(updated with correction)
A bid by SEC regulators to have unlimited time to seek civil penalties met with skepticism from U.S. Supreme Court justices Tuesday in a case brought by a former portfolio manager and the chief operating officer with GAMCO Investors.
Gabelli Funds LLC reached a $16 million settlement with the SEC in April 2008 over alleged market timing in the Gabelli Global Fund between 1999 and 2002. The SEC did not discover the alleged fraud until 2003, so lower court allowed the discovery process to continue beyond the five-year statute of limitations on the last market-timing transaction.

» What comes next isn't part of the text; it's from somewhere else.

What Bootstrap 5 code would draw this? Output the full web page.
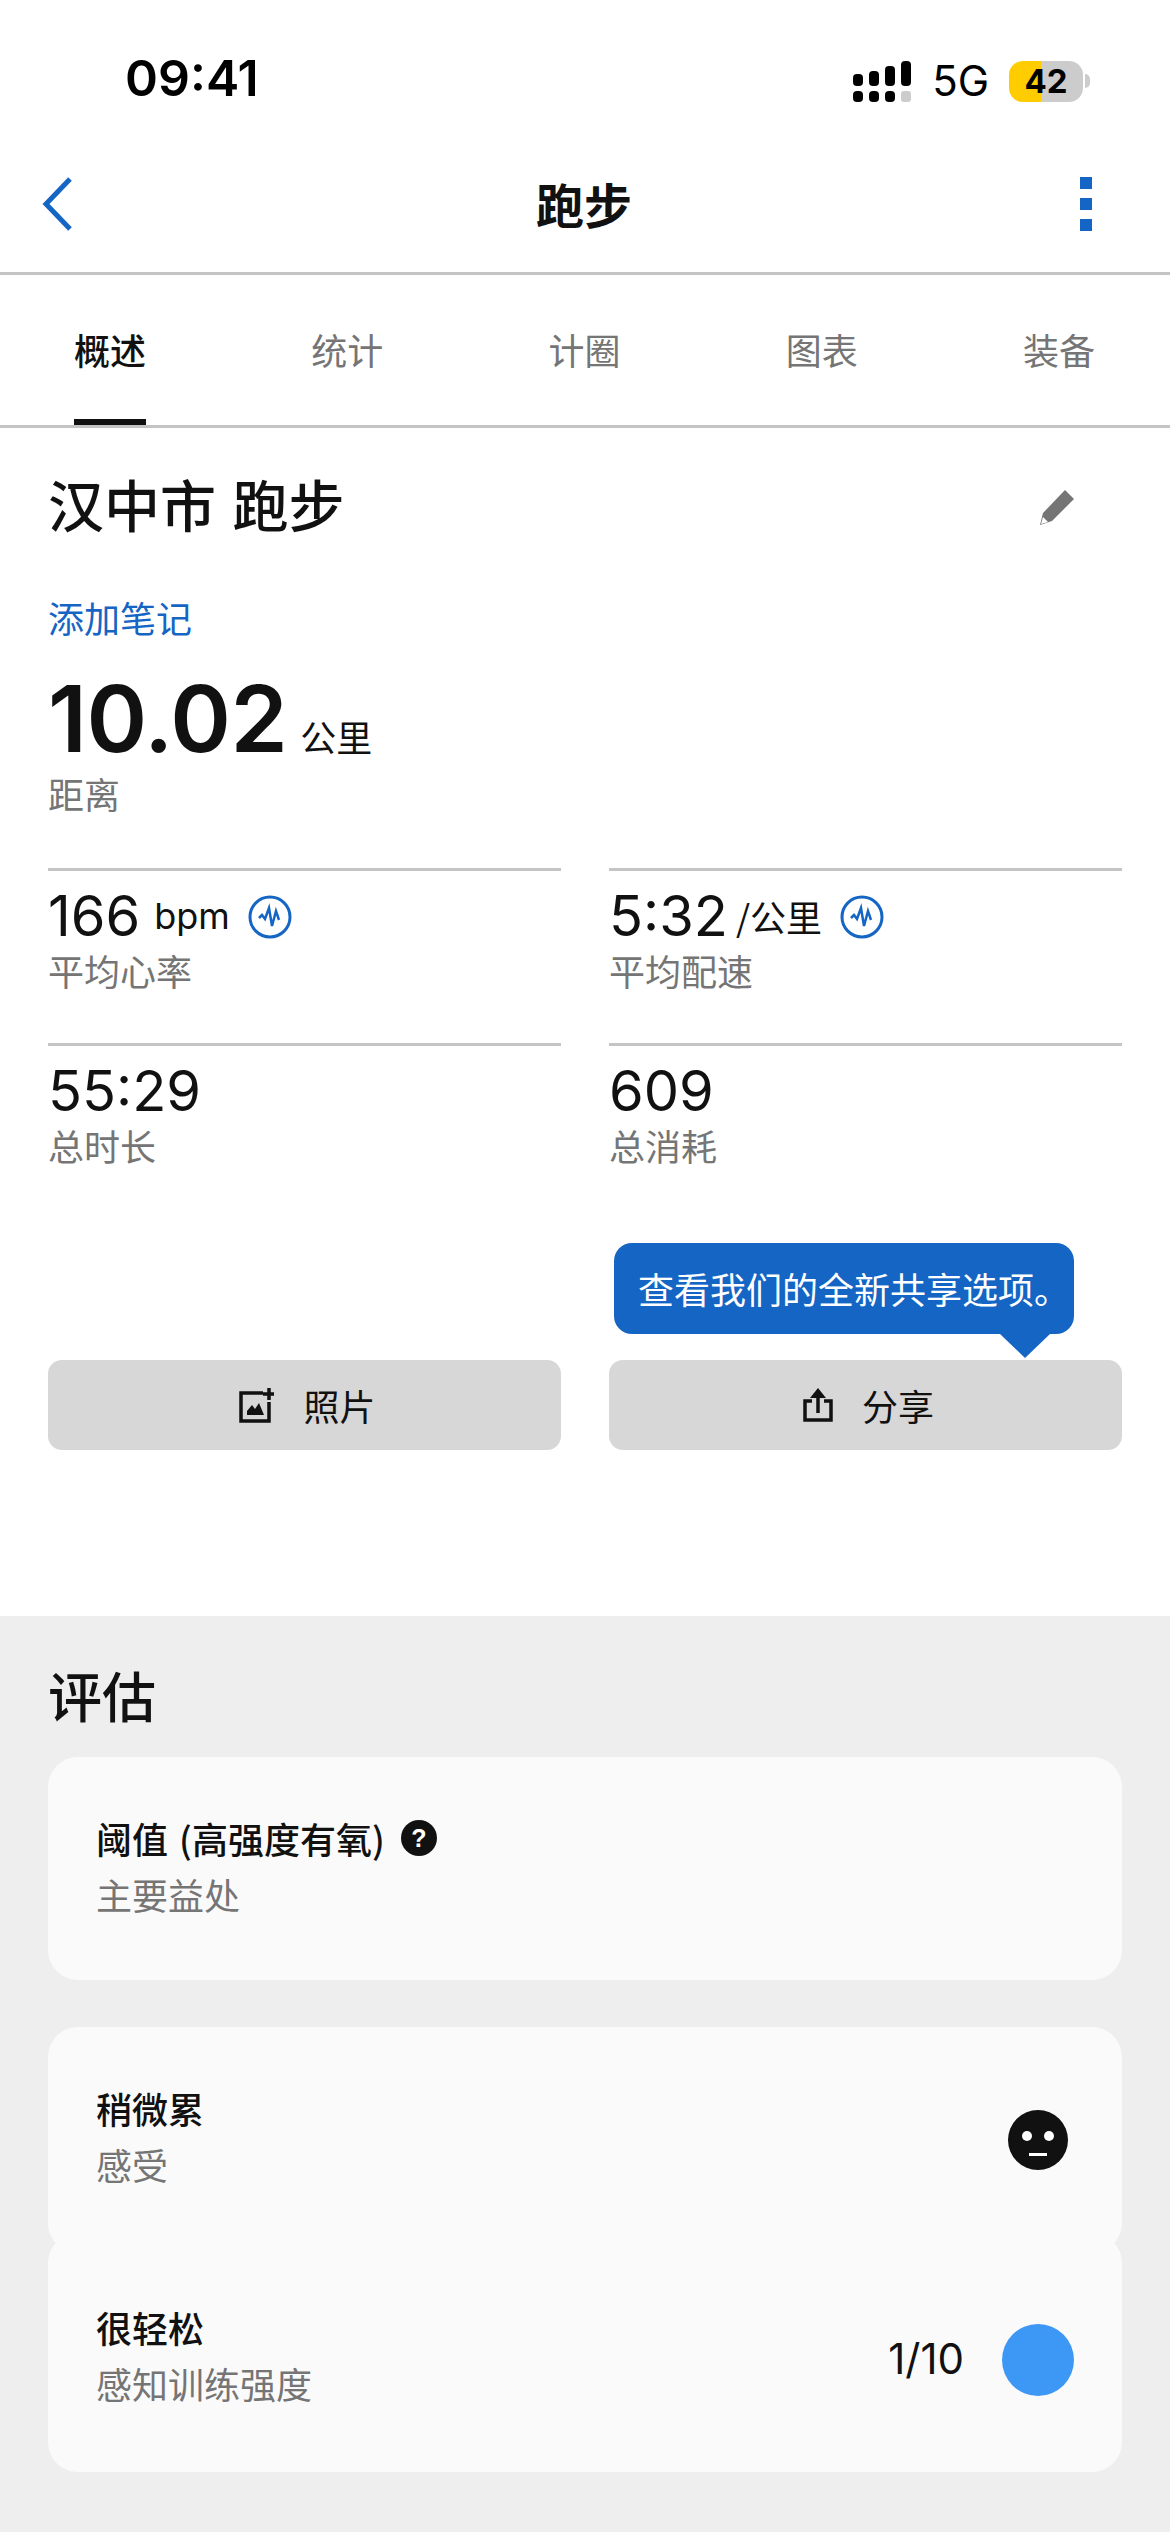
<!DOCTYPE html>
<html lang="zh-CN">
<head>
  <meta charset="UTF-8" />
  <meta name="viewport" content="width=device-width, initial-scale=1" />
  <title>跑步</title>
  <link href="https://cdn.jsdelivr.net/npm/bootstrap@5.3.0/dist/css/bootstrap.min.css" rel="stylesheet" />
  <style>
    body {
      width: 1170px;
      height: 2532px;
      overflow: hidden;
      background: #eee;
      color: #111;
      font-family: Inter, "Noto Sans CJK SC", sans-serif;
      font-size: 36px;
      line-height: 1.2;
    }
    .cjk { font-family: "Noto Sans CJK SC", sans-serif; }
    .top-area { background: #fff; height: 1616px; }

    .status-bar { height: 150px; padding: 50px 80px 0 125px; }
    .clock { font-size: 50px; font-weight: 600; color: #000; line-height: 56px; }
    .net { font-size: 42px; color: #000; margin: 0 20px 0 21px; line-height: 48px; }
    .battery {
      width: 74px; height: 41px; border-radius: 14px;
      background: linear-gradient(90deg, #ffcc00 43%, #ccc 43%);
      font-size: 33px; font-weight: 700; color: #000; line-height: 41px; text-align: center;
    }
    .batt-nub { width: 5px; height: 14px; background: #ccc; border-radius: 0 7px 7px 0; margin-left: 2px; }
    .signal-wrap { margin-top: 7px; }

    .app-bar { height: 125px; padding: 0 78px 15px 42px; border-bottom: 3px solid #c4c4c4; }
    .app-title { font-size: 48px; font-weight: 700; margin-left: 16px; }

    .tab-row { height: 153px; padding: 0 75px 0 74px; border-bottom: 3px solid #c4c4c4; }
    .tab-item { height: 150px; line-height: 148px; color: #757575; font-size: 36px; padding: 0; }
    .tab-item.active { color: #111; font-weight: 500; border-bottom: 6px solid #111; }

    .summary { padding: 0 48px; }
    .run-name { font-size: 56px; font-weight: 500; margin: 0; line-height: 80px; word-spacing: 4px; }
    .title-row { padding: 35px 0 0; }
    .pencil-btn { margin: 8px 48px 0 0; }
    .note-link { color: #1565c4; text-decoration: none; display: block; margin-top: 50px; line-height: 48px; }
    .big-num { font-size: 92px; font-weight: 600; line-height: 90px; letter-spacing: -0.5px; }
    .big-row { margin-top: 33px; }
    .unit { font-size: 36px; margin-left: 13px; }
    .sub-txt { color: #757575; font-size: 36px; line-height: 46px; }
    .dist-label { margin-top: 6px; }
    .stat-grid { margin-top: 52px; display: grid; grid-template-columns: 513px 513px; column-gap: 48px; }
    .stat-cell { border-top: 3px solid #c4c4c4; height: 175px; padding-top: 15px; }
    .stat-val { font-size: 56px; line-height: 61px; font-weight: 400; }
    .stat-unit { font-size: 36px; margin-left: 8px; }
    .bpm-unit { margin-left: 14px; }
    .perf-icon { margin-left: 18px; }

    .btn-row { display: grid; grid-template-columns: 513px 513px; column-gap: 48px; margin-top: 142px; position: relative; }
    .act-btn {
      height: 90px; background: #d7d7d7; border: 0; border-radius: 14px; color: #111; font-size: 36px; padding: 0 0 0 6px;
    }
    .act-btn svg { margin-right: 29px; }
    .tip-box {
      position: absolute; left: 566px; top: -117px; width: 460px; height: 91px; padding-left: 24px;
      background: #1565c4; color: #fff; border-radius: 18px; font-size: 36px; line-height: 91px;
      white-space: nowrap;
    }
    .tip-box::after {
      content: ""; position: absolute; left: 386px; top: 91px;
      border-left: 25px solid transparent; border-right: 25px solid transparent; border-top: 24px solid #1565c4;
    }

    .assess { padding: 0 48px; }
    .assess-title { font-size: 54px; font-weight: 500; margin: 0; padding-top: 16px; line-height: 125px; }
    .eval-card { background: #fafafa; border: 0; border-radius: 30px; padding: 0 48px; color: #111; }
    .eval-one { height: 223px; margin-bottom: 47px; padding-bottom: 8px; }
    .eval-top { height: 226px; }
    .eval-bottom { height: 239px; margin-top: -20px; padding-top: 14px; }
    .eval-text { padding-bottom: 12px; }
    .eval-name { font-size: 36px; font-weight: 500; line-height: 52px; margin-bottom: 7px; word-spacing: 3px; }
    .eval-num { font-size: 42px; margin-right: 38px; }
    .rpe-dot { width: 72px; height: 72px; border-radius: 50%; background: #3d97f5; }
    .face-icon { margin-right: 6px; }
    .help-icon { margin-left: 16px; }
  </style>
</head>
<body>
  <div class="top-area">
    <div class="status-bar d-flex justify-content-between align-items-start">
      <div class="clock">09:41</div>
      <div class="signal-wrap d-flex align-items-center">
        <svg width="58" height="41" viewBox="0 0 58 41" fill="#000">
          <rect x="0" y="13" width="10" height="12" rx="4"/><rect x="16" y="10" width="10" height="15" rx="4"/>
          <rect x="32" y="5" width="10" height="20" rx="4"/><rect x="48" y="0" width="10" height="25" rx="4"/>
          <rect x="0" y="30" width="10" height="11" rx="4"/><rect x="16" y="30" width="10" height="11" rx="4"/>
          <rect x="32" y="30" width="10" height="11" rx="4"/><rect x="48" y="30" width="10" height="11" rx="3" fill="#ccc"/>
        </svg>
        <div class="net">5G</div>
        <div class="battery">42</div>
        <div class="batt-nub"></div>
      </div>
    </div>

    <div class="app-bar d-flex justify-content-between align-items-center">
      <svg width="30" height="54" viewBox="0 0 30 54" fill="none" stroke="#1565c4" stroke-width="5"><path d="M28 2 L4 27 L28 52"/></svg>
      <div class="app-title cjk">跑步</div>
      <svg width="12" height="54" viewBox="0 0 12 54" fill="#1565c4"><rect width="12" height="12"/><rect y="21" width="12" height="12"/><rect y="42" width="12" height="12"/></svg>
    </div>

    <ul class="nav tab-row justify-content-between cjk">
      <li class="nav-item"><a class="nav-link tab-item active" href="#">概述</a></li>
      <li class="nav-item"><a class="nav-link tab-item" href="#">统计</a></li>
      <li class="nav-item"><a class="nav-link tab-item" href="#">计圈</a></li>
      <li class="nav-item"><a class="nav-link tab-item" href="#">图表</a></li>
      <li class="nav-item"><a class="nav-link tab-item" href="#">装备</a></li>
    </ul>

    <div class="summary">
      <div class="title-row d-flex justify-content-between align-items-center">
        <h1 class="run-name cjk">汉中市 跑步</h1>
        <svg class="pencil-btn" width="34" height="35" viewBox="0 0 34 35" fill="#757575"><path d="M25 0 L34 9 L12 31 L0 35 L3 23 Z"/><path d="M3 27 L8 32 L1 34 Z" fill="#fff"/></svg>
      </div>
      <a class="note-link cjk" href="#">添加笔记</a>
      <div class="big-row d-flex align-items-baseline">
        <span class="big-num">10.02</span><span class="unit cjk">公里</span>
      </div>
      <div class="sub-txt dist-label cjk">距离</div>

      <div class="stat-grid">
        <div class="stat-cell">
          <div class="d-flex align-items-center">
            <span class="stat-val">166</span><span class="stat-unit bpm-unit">bpm</span>
            <svg class="perf-icon" width="44" height="44" viewBox="0 0 44 44" fill="none" stroke="#1565c4" stroke-width="3"><circle cx="22" cy="22" r="20"/><path d="M11 23 L14 20 L17 24 L21 13 L24 31 L28 16 L31 25" stroke-width="2.5"/></svg>
          </div>
          <div class="sub-txt cjk">平均心率</div>
        </div>
        <div class="stat-cell">
          <div class="d-flex align-items-center">
            <span class="stat-val">5:32</span><span class="stat-unit cjk">/公里</span>
            <svg class="perf-icon" width="44" height="44" viewBox="0 0 44 44" fill="none" stroke="#1565c4" stroke-width="3"><circle cx="22" cy="22" r="20"/><path d="M11 23 L14 20 L17 24 L21 13 L24 31 L28 16 L31 25" stroke-width="2.5"/></svg>
          </div>
          <div class="sub-txt cjk">平均配速</div>
        </div>
        <div class="stat-cell">
          <div class="stat-val">55:29</div>
          <div class="sub-txt cjk">总时长</div>
        </div>
        <div class="stat-cell">
          <div class="stat-val">609</div>
          <div class="sub-txt cjk">总消耗</div>
        </div>
      </div>

      <div class="btn-row">
        <button class="btn act-btn cjk d-flex align-items-center justify-content-center">
          <svg width="35" height="35" viewBox="0 0 35 35"><path d="M24 5 H2 V33 H30 V14" fill="none" stroke="#111" stroke-width="3.5"/><path d="M30 0 V12 M24 6 H35" stroke="#111" stroke-width="3.5"/><path d="M8 27 L8 23 L13 17 L16 21 L20 15 L25 27 Z" fill="#111"/></svg>
          照片
        </button>
        <button class="btn act-btn cjk d-flex align-items-center justify-content-center">
          <svg width="30" height="34" viewBox="0 0 30 34"><path d="M9 13 H2 V32 H28 V13 H21" fill="none" stroke="#111" stroke-width="3.5"/><path d="M15 25 V3" stroke="#111" stroke-width="3.5"/><path d="M7 10 L15 0 L23 10 Z" fill="#111"/></svg>
          分享
        </button>
        <div class="tip-box cjk">查看我们的全新共享选项。</div>
      </div>
    </div>
  </div>

  <div class="assess">
    <h2 class="assess-title cjk">评估</h2>
    <div class="card eval-card eval-one justify-content-center">
      <div class="eval-name cjk d-flex align-items-center">阈值 (高强度有氧)
        <svg class="help-icon" width="36" height="36" viewBox="0 0 36 36"><circle cx="18" cy="18" r="18" fill="#111"/><text x="18" y="27" text-anchor="middle" fill="#fff" font-size="25" font-weight="700" font-family="Liberation Sans">?</text></svg>
      </div>
      <div class="sub-txt cjk">主要益处</div>
    </div>
    <div class="card eval-card eval-top flex-row justify-content-between align-items-center">
      <div class="eval-text">
        <div class="eval-name cjk">稍微累</div>
        <div class="sub-txt cjk">感受</div>
      </div>
      <svg class="face-icon" width="60" height="60" viewBox="0 0 60 60"><circle cx="30" cy="30" r="30" fill="#111"/><circle cx="19" cy="26" r="5" fill="#fff"/><circle cx="41" cy="26" r="5" fill="#fff"/><rect x="21" y="43" width="18" height="3" fill="#fff"/></svg>
    </div>
    <div class="card eval-card eval-bottom flex-row justify-content-between align-items-center">
      <div class="eval-text">
        <div class="eval-name cjk">很轻松</div>
        <div class="sub-txt cjk">感知训练强度</div>
      </div>
      <div class="d-flex align-items-center">
        <span class="eval-num">1/10</span>
        <div class="rpe-dot"></div>
      </div>
    </div>
  </div>

  <script src="https://cdn.jsdelivr.net/npm/bootstrap@5.3.0/dist/js/bootstrap.bundle.min.js"></script>
</body>
</html>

Since that statute of limitations applies to government penalty actions by most federal agencies, the Supreme Court's ruling, expected this summer, could have broader implications for any civil government enforcement action, several justices noted during arguments. “It would represent an extreme departure for anything this court had ever held,” said Justice Sonia Sotomayor.
“It seems to me to have enormous consequences for the government to suddenly try (this argument),” said Justice Stephen Breyer.
Arguing for the Gabelli plaintiffs, Marc Gabelli and Bruce Alpert, attorney Lewis Liman of Cleary Gottlieb Steen & Hamilton in New York characterized the case, Gabelli et al vs. SEC, U.S. Supreme Court, as “an outlier” that should not be allowed to change the rules governing the statute of limitations on federal actions.